Due to shell aliases and built-in nice functions, using an
unadorned nice interactively or in a script may get you
different functionality than that described here. Invoke it via
env (i.e., env nice …) to avoid interference
from the shell.
To change the niceness of an existing process,
one needs to use the renice command.
The program accepts the following option. Also see Common options. Options must precede operands.
Add adjustment instead of 10 to the command’s niceness. If
adjustment is negative and you lack appropriate privileges,
nice issues a warning but otherwise acts as if you specified
a zero adjustment.
For compatibility nice also supports an obsolete
option syntax -adjustment.

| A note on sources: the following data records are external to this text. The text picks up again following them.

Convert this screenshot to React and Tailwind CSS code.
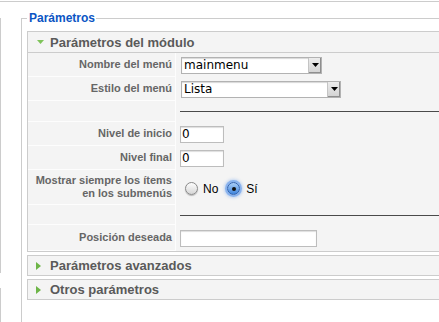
import React from "react";

function Select({ value, className }) {
  return (
    <div className={"ml-[1px] flex h-[17px] border border-[#b2b2b2] bg-white shadow-[inset_0_1px_1px_#d8d8d8] " + className}>
      <span className="flex-1 overflow-hidden whitespace-nowrap pl-[2px] font-['DejaVu_Sans',sans-serif] text-[12px] leading-[15px] text-black">
        {value}
      </span>
      <span className="flex h-full w-[13px] items-center justify-center border-l border-[#c4c4c4] bg-gradient-to-b from-[#ececec] to-[#d2d2d2] shadow-[inset_-1px_-1px_0_#8e8e8e]">
        <svg width="7" height="4" viewBox="0 0 7 4">
          <path d="M0 0H7L3.5 4Z" fill="#000" />
        </svg>
      </span>
    </div>
  );
}

function TextInput({ value, className }) {
  return (
    <div className={"flex h-[17px] items-center border border-[#bdbdbd] bg-white pl-px shadow-[inset_0_1px_1px_#dedede] font-['DejaVu_Sans',sans-serif] text-[12px] leading-[15px] text-black " + className}>
      {value}
    </div>
  );
}

function Label({ children }) {
  return (
    <div className="flex w-[148px] shrink-0 items-center justify-end border-r border-b border-[#fdfdfd] pr-[3px] text-right font-['Liberation_Sans',Arial,sans-serif] text-[11px] font-bold leading-[13px] text-[#666666]">
      {children}
    </div>
  );
}

function Row({ h, label, children }) {
  return (
    <div className={"flex " + h}>
      <Label>{label}</Label>
      <div className="flex min-w-0 flex-1 items-center pl-[4px]">{children}</div>
    </div>
  );
}

function DownArrow() {
  return (
    <svg width="7" height="4" viewBox="0 0 7 4" className="shrink-0">
      <path d="M0 0H7L3.5 4Z" fill="#7fc35a" />
    </svg>
  );
}

function RightArrow() {
  return (
    <svg width="5" height="8" viewBox="0 0 5 8" className="shrink-0">
      <path d="M0 0L5 4L0 8Z" fill="#6db547" />
    </svg>
  );
}

function CollapsedPanel({ title }) {
  return (
    <div className="mt-[3px] flex h-[21px] items-center border border-[#cccccc] bg-[#f4f4f4] pl-[8px]">
      <RightArrow />
      <span className="ml-[9px] font-['Liberation_Sans',Arial,sans-serif] text-[13px] font-bold leading-[15px] text-[#5a5a5a]">
        {title}
      </span>
    </div>
  );
}

export default function App() {
  return (
    <div className="h-[322px] w-[439px] overflow-hidden bg-white">
      <div className="mt-px h-px bg-[#cccccc]" />
      <div className="flex">
        <div className="flex w-px shrink-0 flex-col">
          <div className="mt-[16px] h-[255px] bg-[#cccccc]" />
          <div className="mt-[15px] h-[40px] bg-[#cccccc]" />
        </div>
        <fieldset className="ml-[20px] mt-[9px] w-[440px] shrink-0 border border-[#cccccc] px-[5px] pb-[8px] pt-[5px]">
          <legend className="pl-[2px] pr-px font-['Liberation_Sans',Arial,sans-serif] text-[12px] font-bold leading-[15px] text-[#0b55c4]">
            Parámetros
          </legend>

          <div className="border border-[#cccccc] bg-[#f4f4f4]">
            <div className="flex h-[21px] items-center border-b border-[#cccccc] pl-[9px]">
              <DownArrow />
              <span className="ml-[6px] font-['Liberation_Sans',Arial,sans-serif] text-[13px] font-bold leading-[15px] text-[#5a5a5a]">
                Parámetros del módulo
              </span>
            </div>

            <Row h="h-[24px]" label="Nombre del menú">
              <Select value="mainmenu" className="w-[141px]" />
            </Row>
            <Row h="h-[24px]" label="Estilo del menú">
              <Select value="Lista" className="w-[160px]" />
            </Row>
            <Row h="h-[21px]" label="">
              <div className="h-px flex-1 bg-[#4a4a4a]" />
            </Row>
            <Row h="h-[24px]" label="Nivel de inicio">
              <TextInput value="0" className="w-[44px]" />
            </Row>
            <Row h="h-[24px]" label="Nivel final">
              <TextInput value="0" className="w-[44px]" />
            </Row>
            <Row
              h="h-[35px]"
              label={
                <span>
                  Mostrar siempre los ítems
                  <br />
                  en los submenús
                </span>
              }
            >
              <div className="ml-[5px] mt-[2px] flex items-center font-['Liberation_Sans',Arial,sans-serif] text-[12px] leading-[14px] text-black">
                <span className="h-[13px] w-[13px] rounded-full border border-[#8a8a8a] bg-gradient-to-b from-[#fdfdfd] to-[#d6d6d6] shadow-[0_1px_1px_rgba(0,0,0,0.25)]" />
                <span className="ml-[5px]">No</span>
                <span className="ml-[9px] flex h-[13px] w-[13px] items-center justify-center rounded-full border border-[#2a5fb0] bg-gradient-to-b from-[#a9cdf5] to-[#3d84dc] shadow-[0_0_0_2px_rgba(90,150,235,0.55),0_0_3px_3px_rgba(90,150,235,0.35)]">
                  <span className="h-[4px] w-[4px] rounded-full bg-[#111]" />
                </span>
                <span className="ml-[6px]">Sí</span>
              </div>
            </Row>
            <Row h="h-[20px]" label="">
              <div className="h-px flex-1 bg-[#4a4a4a]" />
            </Row>
            <Row h="h-[26px]" label="Posición deseada">
              <TextInput value="" className="w-[137px]" />
            </Row>
          </div>

          <CollapsedPanel title="Parámetros avanzados" />
          <CollapsedPanel title="Otros parámetros" />
        </fieldset>
      </div>
    </div>
  );
}
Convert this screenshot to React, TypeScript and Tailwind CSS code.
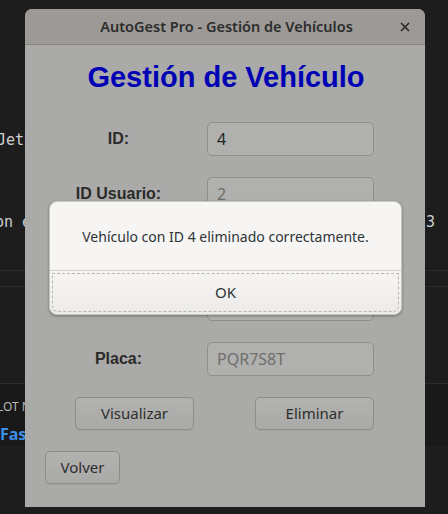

New scripts should use
-n adjustment instead.
nice is installed only on systems that have the POSIX
setpriority function, so portable scripts should not rely on
its existence on non-POSIX platforms.
Exit status:
0 if no command is specified and the niceness is output
125 if nice itself fails
126 if command is found but cannot be invoked
127 if command cannot be found
the exit status of command otherwise
It is sometimes useful to run a non-interactive program with reduced niceness.
$ nice factor 4611686018427387903
Since nice prints the current niceness,
you can invoke it through itself to demonstrate how it works.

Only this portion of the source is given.